_Code that builds pages_
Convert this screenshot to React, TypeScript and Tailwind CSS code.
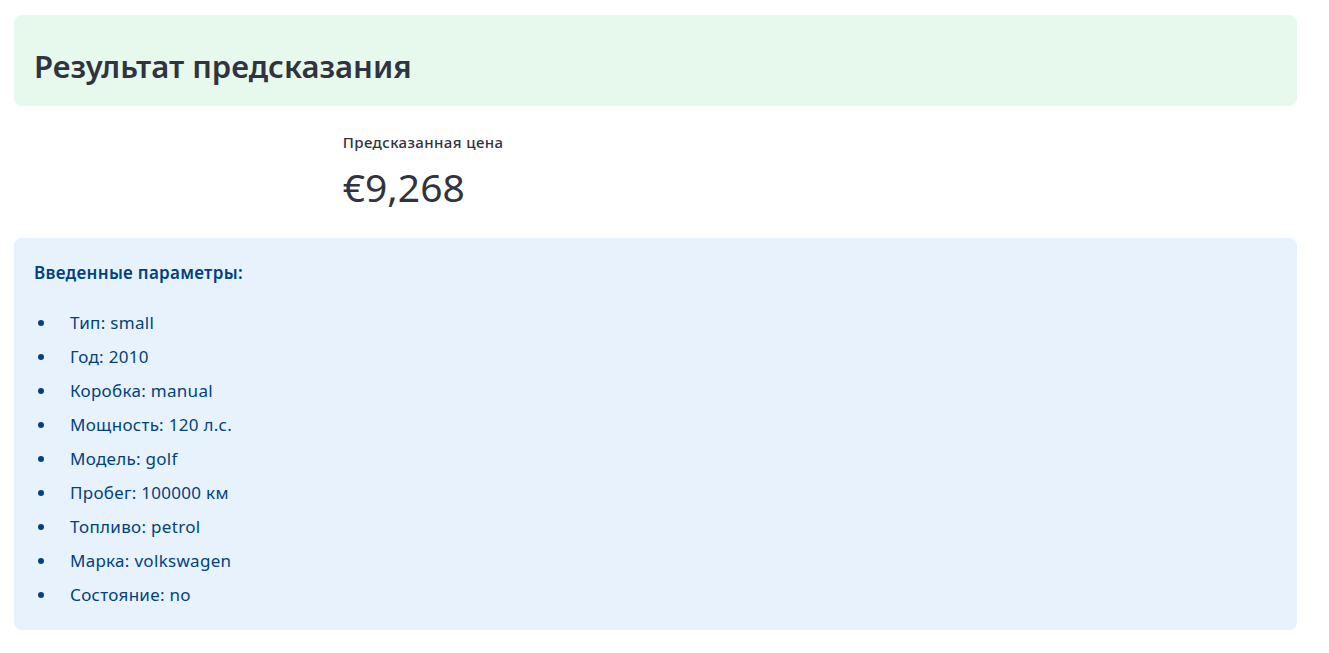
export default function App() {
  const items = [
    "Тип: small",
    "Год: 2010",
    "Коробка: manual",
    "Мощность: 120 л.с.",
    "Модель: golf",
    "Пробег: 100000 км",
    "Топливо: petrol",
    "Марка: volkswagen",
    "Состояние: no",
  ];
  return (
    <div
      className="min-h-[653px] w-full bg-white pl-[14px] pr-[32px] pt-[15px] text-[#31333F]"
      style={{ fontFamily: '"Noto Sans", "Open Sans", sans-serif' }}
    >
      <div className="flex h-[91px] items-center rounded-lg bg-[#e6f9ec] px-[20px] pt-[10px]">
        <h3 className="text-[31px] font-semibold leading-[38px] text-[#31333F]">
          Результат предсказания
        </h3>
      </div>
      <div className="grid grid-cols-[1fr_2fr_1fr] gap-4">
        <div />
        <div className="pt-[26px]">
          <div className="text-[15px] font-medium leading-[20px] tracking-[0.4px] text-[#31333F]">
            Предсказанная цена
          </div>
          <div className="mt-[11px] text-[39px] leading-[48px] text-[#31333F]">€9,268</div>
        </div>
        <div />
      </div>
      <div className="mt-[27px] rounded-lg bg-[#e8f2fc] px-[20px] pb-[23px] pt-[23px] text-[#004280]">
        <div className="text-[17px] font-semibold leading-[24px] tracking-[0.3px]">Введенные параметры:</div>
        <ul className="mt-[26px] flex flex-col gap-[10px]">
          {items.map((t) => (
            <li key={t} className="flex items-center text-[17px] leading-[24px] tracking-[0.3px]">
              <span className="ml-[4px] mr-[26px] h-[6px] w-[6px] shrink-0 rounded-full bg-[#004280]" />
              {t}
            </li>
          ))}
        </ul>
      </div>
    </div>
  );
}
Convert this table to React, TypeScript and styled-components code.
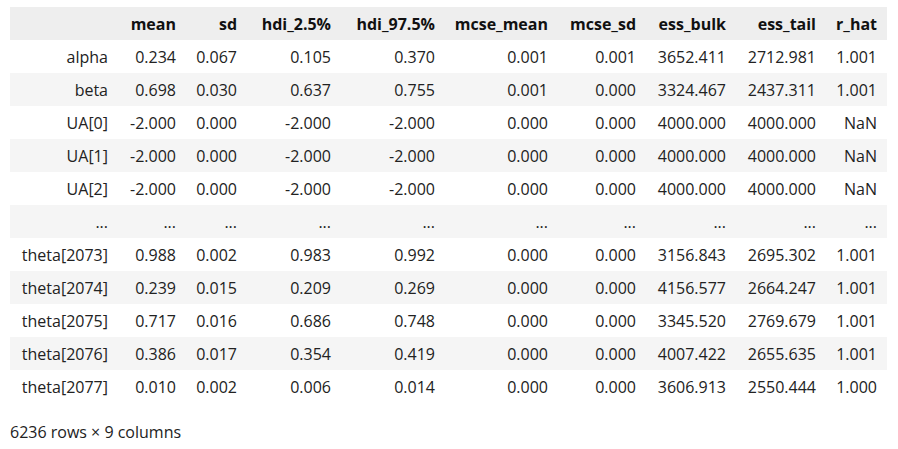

_Task prompt_
From the material above, reproduce everything verbatim except the pictures.

_Worked answer_
Convert this screenshot to React, TypeScript and Tailwind CSS code.
export default function App() {
  const items = [
    "Тип: small",
    "Год: 2010",
    "Коробка: manual",
    "Мощность: 120 л.с.",
    "Модель: golf",
    "Пробег: 100000 км",
    "Топливо: petrol",
    "Марка: volkswagen",
    "Состояние: no",
  ];
  return (
    <div
      className="min-h-[653px] w-full bg-white pl-[14px] pr-[32px] pt-[15px] text-[#31333F]"
      style={{ fontFamily: '"Noto Sans", "Open Sans", sans-serif' }}
    >
      <div className="flex h-[91px] items-center rounded-lg bg-[#e6f9ec] px-[20px] pt-[10px]">
        <h3 className="text-[31px] font-semibold leading-[38px] text-[#31333F]">
          Результат предсказания
        </h3>
      </div>
      <div className="grid grid-cols-[1fr_2fr_1fr] gap-4">
        <div />
        <div className="pt-[26px]">
          <div className="text-[15px] font-medium leading-[20px] tracking-[0.4px] text-[#31333F]">
            Предсказанная цена
          </div>
          <div className="mt-[11px] text-[39px] leading-[48px] text-[#31333F]">€9,268</div>
        </div>
        <div />
      </div>
      <div className="mt-[27px] rounded-lg bg-[#e8f2fc] px-[20px] pb-[23px] pt-[23px] text-[#004280]">
        <div className="text-[17px] font-semibold leading-[24px] tracking-[0.3px]">Введенные параметры:</div>
        <ul className="mt-[26px] flex flex-col gap-[10px]">
          {items.map((t) => (
            <li key={t} className="flex items-center text-[17px] leading-[24px] tracking-[0.3px]">
              <span className="ml-[4px] mr-[26px] h-[6px] w-[6px] shrink-0 rounded-full bg-[#004280]" />
              {t}
            </li>
          ))}
        </ul>
      </div>
    </div>
  );
}
Convert this table to React, TypeScript and styled-components code.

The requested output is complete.